反常之筆見深情(1 / 2)

center——漫談何真宗的《坐飛機回家的打工兄弟》

5月12日汶川大地震發生後,麵對震情,麵對災難,打工詩人們迅即行動起來,或創作汶川地震詩歌,或為災區組織捐款,積極投身於抗震救災之中,何真宗便是其中之一。作為正在廣東打工的重慶籍詩人,他始終如一地認為“川渝是一家”,在汶川大地震發生後,一直心係汶川,以實際行動向災區人民獻愛心。他在很短的時間裏創作了數首汶川地震詩歌,悼念地震中的罹難同胞,抒發抗震救災的情誌等,其詩歌入選多種汶川地震詩歌合集。除了用詩歌表達情感外,他還在5月16日與5月31日兩次義務策劃“我們在一起——抗震救災,重建家園”賑災義演和“觀音山首屆中國新詩人詩歌節暨中國打工詩歌賑災音樂朗誦會”,共為災區募捐80000多元善款和一批救災物資。其汶川地震詩歌《坐飛機回家的打工兄弟》,寫在外打工的兄弟姐妹心係家鄉災區的情景,情之切、感之深、心之悲,不僅震撼打工兄弟姐妹的心,而且震撼無數讀者的心。

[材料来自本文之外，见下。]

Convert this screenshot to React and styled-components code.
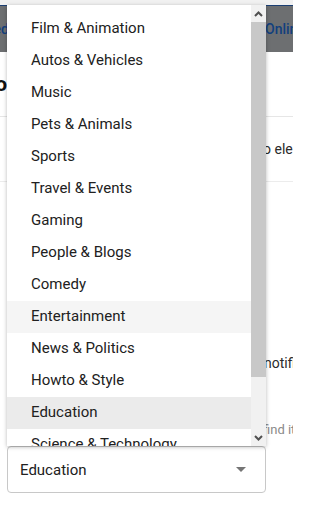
import React from "react";
import styled, { createGlobalStyle } from "styled-components";

const GlobalStyle = createGlobalStyle`
  html, body {
    margin: 0;
    padding: 0;
    background: #ffffff;
  }
  body {
    font-family: Roboto, "Liberation Sans", sans-serif;
  }
`;

const categories = [
  "Film & Animation",
  "Autos & Vehicles",
  "Music",
  "Pets & Animals",
  "Sports",
  "Travel & Events",
  "Gaming",
  "People & Blogs",
  "Comedy",
  "Entertainment",
  "News & Politics",
  "Howto & Style",
  "Education",
  "Science & Technology",
];

//css section
const Page = styled.div`
  position: relative;
  width: 293px;
  height: 515px;
  overflow: hidden;
  background: #ffffff;
  display: flex;
  flex-direction: column;

  & > * {
    flex-shrink: 0;
  }
`;

const TopStrip = styled.div`
  height: 5px;
  background: #f1f1f1;
`;

const Header = styled.header`
  height: 46px;
  border-top: 1px solid #1c3f73;
  background: #6d6f71;
  display: flex;
  align-items: center;
  justify-content: space-between;
  font-size: 14px;
  font-weight: 500;
  color: #123f7e;
  white-space: nowrap;
  overflow: hidden;
`;

const Crop = styled.div`
  width: ${(p) => p.$width}px;
  display: flex;
  justify-content: flex-end;
  overflow: hidden;
  white-space: nowrap;
`;

const RightText = styled.div`
  padding-left: ${(p) => p.$start}px;
  white-space: nowrap;
`;

const TitleRow = styled.div`
  height: 64px;
  display: flex;
  align-items: center;
  border-bottom: 1px solid #e6e6e6;
  font-size: 21px;
  font-weight: 700;
  color: #111111;
`;

const InfoRow = styled.div`
  height: 64px;
  display: flex;
  align-items: center;
  border-bottom: 1px solid #ececec;
  font-size: 14px;
  color: #2b2b2b;
  overflow: hidden;
`;

const Body = styled.div`
  display: flex;
  flex-direction: column;
  padding: 0 27px 0 7px;
`;

const Line = styled.div`
  height: ${(p) => p.$h}px;
  flex-shrink: 0;
  display: flex;
  align-items: center;
  margin-right: -27px;
  font-size: ${(p) => p.$size}px;
  color: ${(p) => p.$color};
  overflow: hidden;
`;

const SelectBox = styled.div`
  height: 45px;
  flex-shrink: 0;
  border: 1px solid #c8c8c8;
  border-radius: 4px;
  display: flex;
  align-items: center;
  justify-content: space-between;
  padding: 0 19px 0 12px;
  font-size: 15px;
  color: #212121;
`;

const Caret = styled.span`
  width: 0;
  height: 0;
  border-left: 5px solid transparent;
  border-right: 5px solid transparent;
  border-top: 5px solid #757575;
`;

const Menu = styled.div`
  position: absolute;
  left: 7px;
  top: 5px;
  width: 259px;
  height: 441px;
  display: flex;
  background: #ffffff;
  box-shadow: 0 1px 4px rgba(0, 0, 0, 0.28);
`;

const List = styled.ul`
  flex: 1;
  margin: 0;
  padding: 8px 0 0;
  list-style: none;
  overflow: hidden;
`;

const Item = styled.li`
  height: 32px;
  box-sizing: border-box;
  padding: 0 0 2px 24px;
  display: flex;
  align-items: center;
  font-size: 15px;
  color: #212121;
  white-space: nowrap;
  background: ${(p) =>
    p.$selected ? "#ebebeb" : p.$hovered ? "#f5f5f5" : "transparent"};
`;

const Scrollbar = styled.div`
  width: 15px;
  display: flex;
  flex-direction: column;
  background: #f1f1f1;
`;

const ScrollButton = styled.div`
  height: ${(p) => p.$h}px;
  display: flex;
  align-items: center;
  justify-content: center;
`;

const Thumb = styled.div`
  height: 355px;
  background: #c8c8c8;
`;

const Track = styled.div`
  flex: 1;
`;

const Chevron = ({ up }) => (
  <svg width="9" height="6" viewBox="0 0 9 6">
    <path
      d={up ? "M1 5 L4.5 1.5 L8 5" : "M1 1 L4.5 4.5 L8 1"}
      fill="none"
      stroke="#505050"
      strokeWidth="2"
    />
  </svg>
);

const App = () => {
  const selected = "Education";
  const hovered = "Entertainment";

  return (
    <>
      <GlobalStyle />
      <Page>
        <TopStrip />
        <Header>
          <Crop $width={9}>Published</Crop>
          <RightText $start={0} style={{ width: 28 }}>
            Online
          </RightText>
        </Header>
        <TitleRow>
          <Crop $width={7}>Info</Crop>
        </TitleRow>
        <InfoRow>
          <RightText $start={263}>o elements</RightText>
        </InfoRow>
        <Body>
          <Line $h={164} />
          <Line $h={34} $size={14} $color="#2b2b2b">
            <RightText $start={257}>notifications</RightText>
          </Line>
          <Line $h={32} />
          <Line $h={34} $size={13} $color="#8a8a8a">
            <RightText $start={256}>find it</RightText>
          </Line>
          <SelectBox>
            {selected}
            <Caret />
          </SelectBox>
        </Body>
        <Menu>
          <List>
            {categories.map((c) => (
              <Item key={c} $selected={c === selected} $hovered={c === hovered}>
                {c}
              </Item>
            ))}
          </List>
          <Scrollbar>
            <ScrollButton $h={17}>
              <Chevron up />
            </ScrollButton>
            <Thumb />
            <Track />
            <ScrollButton $h={16}>
              <Chevron />
            </ScrollButton>
          </Scrollbar>
        </Menu>
      </Page>
    </>
  );
};

export default App;
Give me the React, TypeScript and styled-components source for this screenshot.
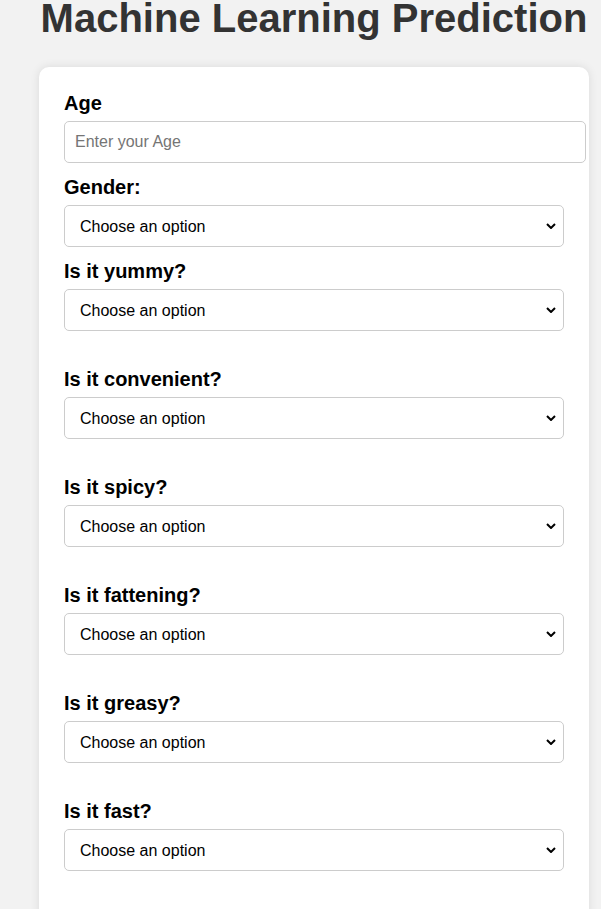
import styled, { createGlobalStyle } from "styled-components";

const GlobalStyle = createGlobalStyle`
  body {
    margin: 0;
    background: #f2f2f2;
    font-family: "Liberation Sans", Arial, sans-serif;
  }
`;

const Page = styled.div`
  padding-left: 39px;
`;

const Title = styled.h1`
  width: 550px;
  margin: -2px 0 29px;
  font-size: 40px;
  line-height: 40px;
  font-weight: bold;
  color: #333;
  text-align: center;
  white-space: nowrap;
`;

const Card = styled.form`
  width: 500px;
  padding: 25px 25px 80px;
  background: #fff;
  border-radius: 10px;
  box-shadow: 0 0 10px rgba(0, 0, 0, 0.1);
`;

// spaced groups get an extra gap above (margins collapse, so 13 + 24)
const Field = styled.div<{ $spaced?: boolean }>`
  margin-top: ${(p) => (p.$spaced ? "37px" : "0")};
  margin-bottom: 13px;
`;

const Label = styled.label`
  display: block;
  margin-bottom: 6px;
  font-size: 20px;
  line-height: 23px;
  font-weight: bold;
  color: #000;
`;

const TextInput = styled.input`
  display: block;
  box-sizing: content-box;
  width: 100%;
  height: 20px;
  padding: 10px;
  border: 1px solid #ccc;
  border-radius: 5px;
  font-family: inherit;
  font-size: 16px;
  color: #000;
  outline: none;

  &::placeholder {
    color: #757575;
  }
`;

const SelectWrap = styled.div`
  position: relative;
`;

const Select = styled.select`
  display: block;
  box-sizing: border-box;
  width: 100%;
  height: 42px;
  padding: 0 15px;
  border: 1px solid #ccc;
  border-radius: 5px;
  background: #fff;
  font-family: inherit;
  font-size: 16px;
  color: #000;
  appearance: none;
  outline: none;
`;

const Chevron = styled.svg`
  position: absolute;
  right: 8px;
  top: 50%;
  width: 10px;
  height: 6px;
  transform: translateY(-50%);
  pointer-events: none;
`;

const questions = [
  { id: "gender", label: "Gender:" },
  { id: "yummy", label: "Is it yummy?" },
  { id: "convenient", label: "Is it convenient?", spaced: true },
  { id: "spicy", label: "Is it spicy?", spaced: true },
  { id: "fattening", label: "Is it fattening?", spaced: true },
  { id: "greasy", label: "Is it greasy?", spaced: true },
  { id: "fast", label: "Is it fast?", spaced: true },
];

function Dropdown({ id }: { id: string }) {
  return (
    <SelectWrap>
      <Select id={id} defaultValue="">
        <option value="">Choose an option</option>
        <option value="yes">Yes</option>
        <option value="no">No</option>
      </Select>
      <Chevron viewBox="0 0 10 6">
        <path d="M1 1 L5 5 L9 1" fill="none" stroke="#000" strokeWidth="2" />
      </Chevron>
    </SelectWrap>
  );
}

export default function App() {
  return (
    <Page>
      <GlobalStyle />
      <Title>Machine Learning Prediction</Title>
      <Card onSubmit={(e) => e.preventDefault()}>
        <Field>
          <Label htmlFor="age">Age</Label>
          <TextInput id="age" type="number" placeholder="Enter your Age" />
        </Field>
        {questions.map((q) => (
          <Field key={q.id} $spaced={q.spaced}>
            <Label htmlFor={q.id}>{q.label}</Label>
            <Dropdown id={q.id} />
          </Field>
        ))}
      </Card>
    </Page>
  );
}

這首詩給我的第一感覺是情真意切,情深意濃,而其深情是以反常之筆抒寫的。這也是其顯著的藝術特色。對此,詩人何真宗自己未必是有意而為之,而極有可能屬於“無心插柳柳成蔭”之類。記得他與我在QQ上聊天談到詩歌創作體會時說,寫詩完全是有感而發,是真情的流露,從不考慮寫作技巧。盡管詩人聲明自己寫詩從不考慮技巧,但在我看來,此詩還是很有技巧的,隻是不刻意為之罷了。此詩的技巧或者說是藝術特色便是“反常之筆見深情”。所謂反常之筆,就是看似有悖於常情實卻符合情理的筆法,也有人稱之為“矛盾逆折”。這種筆法在古詩中運用得較多。

此詩的開篇便采用了這種反常之筆:汶川大地震發生後,家在汶川,人在廣州打工的兄弟“平時火車票都舍不得買”,今天卻買了“飛機票”要“回家”,這是反常之舉,如此著墨,用的自然是反常之筆。但這又符合情理,因為“打工兄弟”心係家鄉,對家鄉愛之真,愛之深,才會有如此反常之舉。“我的家就在汶川/我的家被地震毀了”,在外打工的“我”,也即打工兄弟又怎能不心急如焚?可如今,“回家,不知家在哪一片廢墟堆裏”,打工兄弟“在廣州白雲機場/手握飛機票心裏卻充滿了悲傷”。接著,詩中寫當念到“汶川”、“北川”、“青川”等遭受地震的地名時,“打工的兄弟姐妹們卻突然迷失了方向”,這也是反常之舉,以寫法而言,自然也是反常之筆。試想,在平時又有誰會對自己的家鄉迷失方向呢?其實,這反常之筆中更見深情,與其說是“打工的兄弟姐妹們卻突然迷失了方向”,還不如說這是他們失去家——“不僅讓這個家能遮風避雨/還要有一些相親相愛的親人/與和睦相處的左鄰右舍啊”之家的萬分悲痛使然。如此下筆,便將打工兄弟姐妹心係家鄉與失去家園的心痛表現得真切感人。

如果說,此詩的前幾節主要是采用了反常之筆,那麼,最後一節則主要是正常地直抒胸臆。其中,“我們要以最快的速度趕回老家/震災的地方是我的家鄉/哪怕成了一片廢墟也要回去/沒有回家的路,我們/就是爬也要爬回去”等詩行,有詩人獨自的感悟,感人至深。讀這些詩行,讀出了打工兄弟返家的心急如焚;我也不禁想起了著名詩人北島《回答》中的詩行“如果海洋注定要決堤,/就讓所有的苦水都注入我心中,/如果陸地注定要上升,/就讓人類重新選擇生存的峰頂”,這大有受苦受難舍我其誰之氣概。何真宗的詩中所表達的這種氣概雖然沒有北島的詩那般明顯、那般強烈,卻也表現了一種堅定的信念:與地震災難抗爭,與“親人團聚”,“見親人最後一麵”,愛家愛家鄉,願與之共存亡。